Cross Hypervisor Disaster Recovery
Cross-hypervisor disaster recovery provides an ability to migrate the VMs from one hypervisor to another (ESXi to AHV or AHV to ESXi) by using the protection domain semantics of protecting VMs, taking snapshots, replicating the snapshots, and then recovering the VMs from the snapshots. To perform these operations, you need to install and configure NGT on all VMs.

Guest VM VLAN Trunking
AHV supports guest VM VLAN tagging, where the tag passes through a single port from the physical network to a VM. It allows the VLAN ID tags to be included in an Ethernet packet to be passed to the guest VM. Guest VM operating systems can use this feature to enable Virtual Guest Tagging (VGT) and simulate multiple virtual NICs.

More Backup and Data Recovery/Replication Features

  • Snapshot and Async DR for volume groups.
  • Application-consistent snapshots on AHV and ESXi by using the Nutanix native in-guest Volume Shadow Copy Service (VSS) agent for all VMs that support Microsoft’s VSS. Nutanix Guest Tools provides application-consistent snapshot support for Linux VMs by running specific pre-freeze and post-thaw scripts on VM quiesce.
  • Integrated snapshot management from an AHV cluster to a CommVault solution

Nutanix Guest Tools

  • Nutanix Guest Agent (NGA) service. Communicates with the Nutanix Controller VM.
  • File Level Restore (FLR) CLI. Performs self-service file-level recovery from the VM snapshots.
  • Nutanix VM Mobility Drivers. Facilitates distribution of drivers required for VM migration between ESXi and AHV, in-place hypervisor conversion, and cross-hypervisor disaster recovery (CH-DR) features.
  • VSS requestor and hardware provider for Windows VMs. Enables application-consistent snapshots of AHV or ESXi Windows VMs.
  • Application-consistent snapshot for Linux VMs. Supports application-consistent snapshots for Linux VMs by running specific scripts on VM quiesce.

Self-Service Restore
Self-service restore allows a user to restore a file within a virtual machine from the Nutanix protected snapshot with minimal Nutanix administrator intervention. This feature is supported on Nutanix clusters running the ESXi and Acropolis hypervisors only.

Tech Preview Features

In-Place Hypervisor Conversion
This 1-click feature available through the Prism web console allows you to convert your cluster from using ESXi hosts to using AHV hosts. Guest VMs are converted to the hypervisor target format, and cluster network configurations are stored and then restored as part of the conversion process.

Native File Services
Provides file server capability within a Nutanix AHV cluster, as one or more network-attached VMs, to form a virtual file server.
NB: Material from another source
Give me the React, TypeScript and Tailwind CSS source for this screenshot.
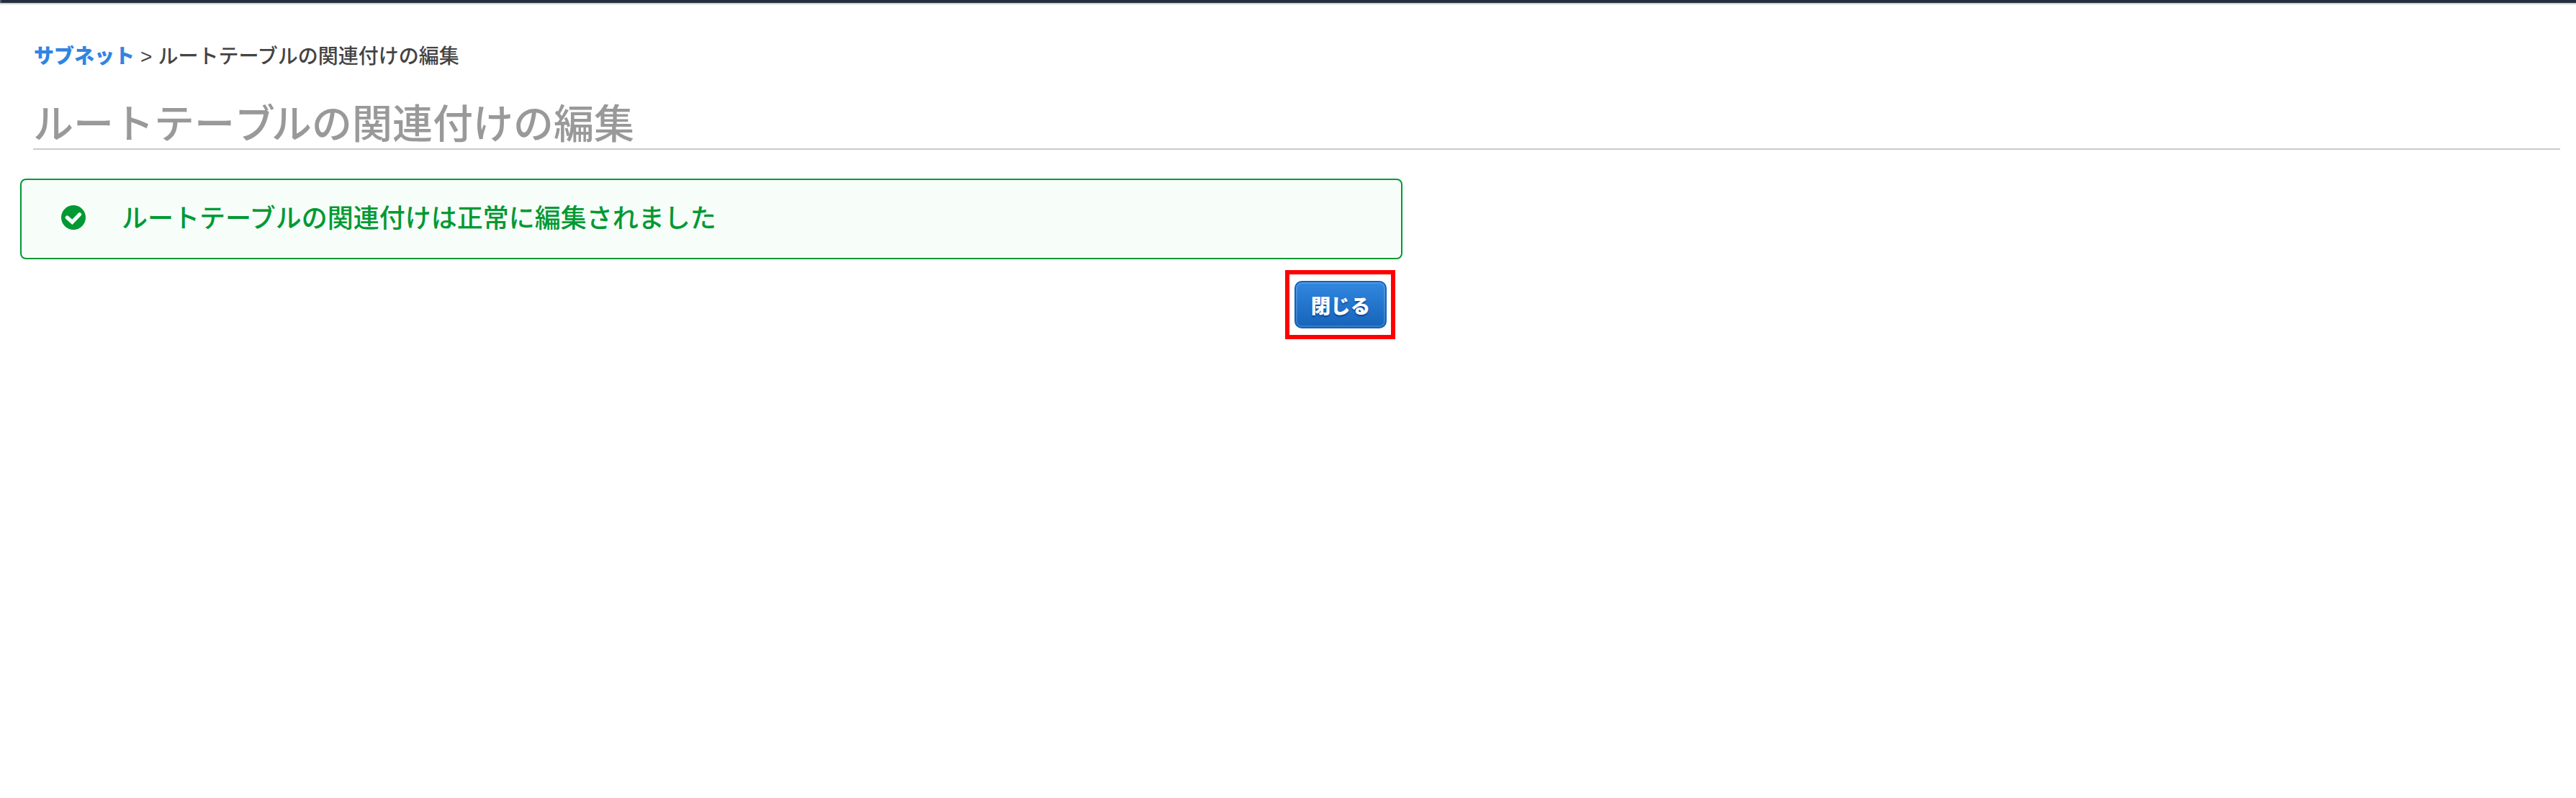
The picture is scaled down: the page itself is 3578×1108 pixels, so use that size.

To download the update, you can go to my.nutanix.com and go to support, downloads section or you can upgrade to 4.6 within Prism.  Until next time, Rob

Microsoft SQL Server High Availability Options on Nutanix

To give credit, this content was taken from my buddy Mike McGhem’s blog and I added some more color to it, but hit content is right on.

In General, modern versions Microsoft SQL Server (MSSQL) supports several High Availability (HA) options at both the host and storage level.  For the purposes of this post I will only be addressing the HA options which leverage native Windows Server Failover Clustering (WSFC)  in some form.  SQL Server also provides transactional replication through the use of a publisher and subscriber model, which some consider an HA option, but that’s a topic (and debate) for another post with Mike McGhem.

Starting with MSSQL 2012, Microsoft introduced AlwaysOn which is a combination of some existing and new functionality.  Under the AlwaysOn umbrella falls two main options, Failover Cluster Instances (FCI) and Availability Groups (AAG).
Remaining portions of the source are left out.